EXERCISE GOAL:
Reproduce all the lines below exactly and omit the images.

MATERIAL PROVIDED:
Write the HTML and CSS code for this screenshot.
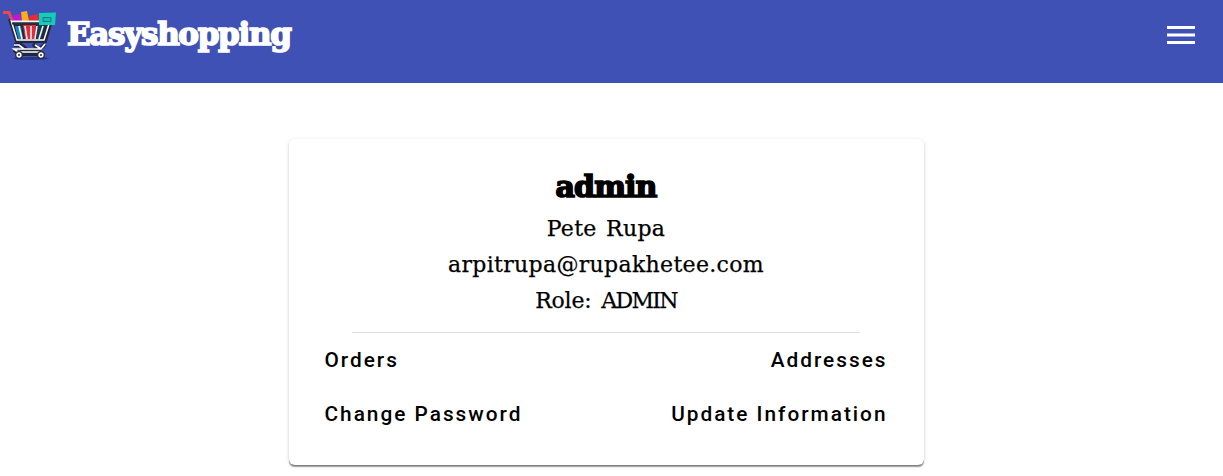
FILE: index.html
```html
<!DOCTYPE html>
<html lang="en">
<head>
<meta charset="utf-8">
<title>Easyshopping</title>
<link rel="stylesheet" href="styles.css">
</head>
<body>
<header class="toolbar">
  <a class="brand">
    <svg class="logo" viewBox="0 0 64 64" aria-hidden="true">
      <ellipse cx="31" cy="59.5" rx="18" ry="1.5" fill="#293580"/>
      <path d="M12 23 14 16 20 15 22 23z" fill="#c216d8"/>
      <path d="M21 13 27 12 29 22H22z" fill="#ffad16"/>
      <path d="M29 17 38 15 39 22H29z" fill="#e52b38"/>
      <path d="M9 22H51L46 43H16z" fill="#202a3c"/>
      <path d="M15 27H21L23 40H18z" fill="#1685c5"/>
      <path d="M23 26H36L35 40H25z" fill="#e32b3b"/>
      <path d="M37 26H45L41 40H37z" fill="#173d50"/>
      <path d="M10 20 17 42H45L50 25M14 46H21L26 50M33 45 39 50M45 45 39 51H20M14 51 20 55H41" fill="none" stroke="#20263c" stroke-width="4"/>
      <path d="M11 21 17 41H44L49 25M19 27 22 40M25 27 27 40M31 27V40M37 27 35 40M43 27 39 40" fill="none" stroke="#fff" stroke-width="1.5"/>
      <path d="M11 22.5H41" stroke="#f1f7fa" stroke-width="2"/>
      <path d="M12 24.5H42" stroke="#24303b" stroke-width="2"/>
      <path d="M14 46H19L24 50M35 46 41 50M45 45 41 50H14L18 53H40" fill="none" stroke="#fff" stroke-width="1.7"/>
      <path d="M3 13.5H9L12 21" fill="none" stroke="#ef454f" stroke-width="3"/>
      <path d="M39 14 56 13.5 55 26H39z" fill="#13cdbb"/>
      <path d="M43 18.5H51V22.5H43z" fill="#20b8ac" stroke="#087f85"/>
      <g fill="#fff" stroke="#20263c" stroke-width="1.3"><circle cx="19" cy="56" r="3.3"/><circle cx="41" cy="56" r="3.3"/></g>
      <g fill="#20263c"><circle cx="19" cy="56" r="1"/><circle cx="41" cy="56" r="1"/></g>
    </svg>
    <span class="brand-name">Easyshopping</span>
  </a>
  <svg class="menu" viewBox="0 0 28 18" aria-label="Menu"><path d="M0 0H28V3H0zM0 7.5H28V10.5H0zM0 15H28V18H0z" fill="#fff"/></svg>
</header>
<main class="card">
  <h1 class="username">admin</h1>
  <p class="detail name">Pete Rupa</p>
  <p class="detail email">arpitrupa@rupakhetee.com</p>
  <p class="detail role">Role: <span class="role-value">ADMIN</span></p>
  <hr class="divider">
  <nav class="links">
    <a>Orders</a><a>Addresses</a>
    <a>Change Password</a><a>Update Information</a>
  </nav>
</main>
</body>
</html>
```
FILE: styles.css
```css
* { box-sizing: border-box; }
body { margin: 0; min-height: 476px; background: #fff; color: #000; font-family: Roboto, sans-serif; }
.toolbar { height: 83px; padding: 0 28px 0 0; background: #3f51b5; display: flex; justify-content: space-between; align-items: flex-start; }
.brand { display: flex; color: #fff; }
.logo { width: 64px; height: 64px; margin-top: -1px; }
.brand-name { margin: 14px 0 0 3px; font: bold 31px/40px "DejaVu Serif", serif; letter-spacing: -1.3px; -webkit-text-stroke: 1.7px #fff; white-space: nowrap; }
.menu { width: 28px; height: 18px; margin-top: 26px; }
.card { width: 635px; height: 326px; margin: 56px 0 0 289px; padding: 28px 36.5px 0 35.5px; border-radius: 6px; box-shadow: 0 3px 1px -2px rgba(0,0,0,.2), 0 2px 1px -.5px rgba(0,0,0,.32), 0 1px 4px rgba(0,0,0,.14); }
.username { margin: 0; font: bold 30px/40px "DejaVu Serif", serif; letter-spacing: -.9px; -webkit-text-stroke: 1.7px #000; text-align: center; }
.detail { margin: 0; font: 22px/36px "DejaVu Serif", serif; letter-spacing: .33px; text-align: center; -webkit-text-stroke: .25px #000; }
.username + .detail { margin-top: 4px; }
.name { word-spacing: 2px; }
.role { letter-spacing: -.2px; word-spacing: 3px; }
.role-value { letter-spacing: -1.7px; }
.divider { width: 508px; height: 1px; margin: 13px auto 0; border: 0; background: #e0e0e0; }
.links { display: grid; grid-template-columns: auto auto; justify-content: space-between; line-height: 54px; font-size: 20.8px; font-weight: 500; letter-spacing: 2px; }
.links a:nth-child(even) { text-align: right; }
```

EXPECTED ANSWER:
Write the HTML and CSS code for this screenshot.
FILE: index.html
```html
<!DOCTYPE html>
<html lang="en">
<head>
<meta charset="utf-8">
<title>Easyshopping</title>
<link rel="stylesheet" href="styles.css">
</head>
<body>
<header class="toolbar">
  <a class="brand">
    <svg class="logo" viewBox="0 0 64 64" aria-hidden="true">
      <ellipse cx="31" cy="59.5" rx="18" ry="1.5" fill="#293580"/>
      <path d="M12 23 14 16 20 15 22 23z" fill="#c216d8"/>
      <path d="M21 13 27 12 29 22H22z" fill="#ffad16"/>
      <path d="M29 17 38 15 39 22H29z" fill="#e52b38"/>
      <path d="M9 22H51L46 43H16z" fill="#202a3c"/>
      <path d="M15 27H21L23 40H18z" fill="#1685c5"/>
      <path d="M23 26H36L35 40H25z" fill="#e32b3b"/>
      <path d="M37 26H45L41 40H37z" fill="#173d50"/>
      <path d="M10 20 17 42H45L50 25M14 46H21L26 50M33 45 39 50M45 45 39 51H20M14 51 20 55H41" fill="none" stroke="#20263c" stroke-width="4"/>
      <path d="M11 21 17 41H44L49 25M19 27 22 40M25 27 27 40M31 27V40M37 27 35 40M43 27 39 40" fill="none" stroke="#fff" stroke-width="1.5"/>
      <path d="M11 22.5H41" stroke="#f1f7fa" stroke-width="2"/>
      <path d="M12 24.5H42" stroke="#24303b" stroke-width="2"/>
      <path d="M14 46H19L24 50M35 46 41 50M45 45 41 50H14L18 53H40" fill="none" stroke="#fff" stroke-width="1.7"/>
      <path d="M3 13.5H9L12 21" fill="none" stroke="#ef454f" stroke-width="3"/>
      <path d="M39 14 56 13.5 55 26H39z" fill="#13cdbb"/>
      <path d="M43 18.5H51V22.5H43z" fill="#20b8ac" stroke="#087f85"/>
      <g fill="#fff" stroke="#20263c" stroke-width="1.3"><circle cx="19" cy="56" r="3.3"/><circle cx="41" cy="56" r="3.3"/></g>
      <g fill="#20263c"><circle cx="19" cy="56" r="1"/><circle cx="41" cy="56" r="1"/></g>
    </svg>
    <span class="brand-name">Easyshopping</span>
  </a>
  <svg class="menu" viewBox="0 0 28 18" aria-label="Menu"><path d="M0 0H28V3H0zM0 7.5H28V10.5H0zM0 15H28V18H0z" fill="#fff"/></svg>
</header>
<main class="card">
  <h1 class="username">admin</h1>
  <p class="detail name">Pete Rupa</p>
  <p class="detail email">arpitrupa@rupakhetee.com</p>
  <p class="detail role">Role: <span class="role-value">ADMIN</span></p>
  <hr class="divider">
  <nav class="links">
    <a>Orders</a><a>Addresses</a>
    <a>Change Password</a><a>Update Information</a>
  </nav>
</main>
</body>
</html>
```
FILE: styles.css
```css
* { box-sizing: border-box; }
body { margin: 0; min-height: 476px; background: #fff; color: #000; font-family: Roboto, sans-serif; }
.toolbar { height: 83px; padding: 0 28px 0 0; background: #3f51b5; display: flex; justify-content: space-between; align-items: flex-start; }
.brand { display: flex; color: #fff; }
.logo { width: 64px; height: 64px; margin-top: -1px; }
.brand-name { margin: 14px 0 0 3px; font: bold 31px/40px "DejaVu Serif", serif; letter-spacing: -1.3px; -webkit-text-stroke: 1.7px #fff; white-space: nowrap; }
.menu { width: 28px; height: 18px; margin-top: 26px; }
.card { width: 635px; height: 326px; margin: 56px 0 0 289px; padding: 28px 36.5px 0 35.5px; border-radius: 6px; box-shadow: 0 3px 1px -2px rgba(0,0,0,.2), 0 2px 1px -.5px rgba(0,0,0,.32), 0 1px 4px rgba(0,0,0,.14); }
.username { margin: 0; font: bold 30px/40px "DejaVu Serif", serif; letter-spacing: -.9px; -webkit-text-stroke: 1.7px #000; text-align: center; }
.detail { margin: 0; font: 22px/36px "DejaVu Serif", serif; letter-spacing: .33px; text-align: center; -webkit-text-stroke: .25px #000; }
.username + .detail { margin-top: 4px; }
.name { word-spacing: 2px; }
.role { letter-spacing: -.2px; word-spacing: 3px; }
.role-value { letter-spacing: -1.7px; }
.divider { width: 508px; height: 1px; margin: 13px auto 0; border: 0; background: #e0e0e0; }
.links { display: grid; grid-template-columns: auto auto; justify-content: space-between; line-height: 54px; font-size: 20.8px; font-weight: 500; letter-spacing: 2px; }
.links a:nth-child(even) { text-align: right; }
```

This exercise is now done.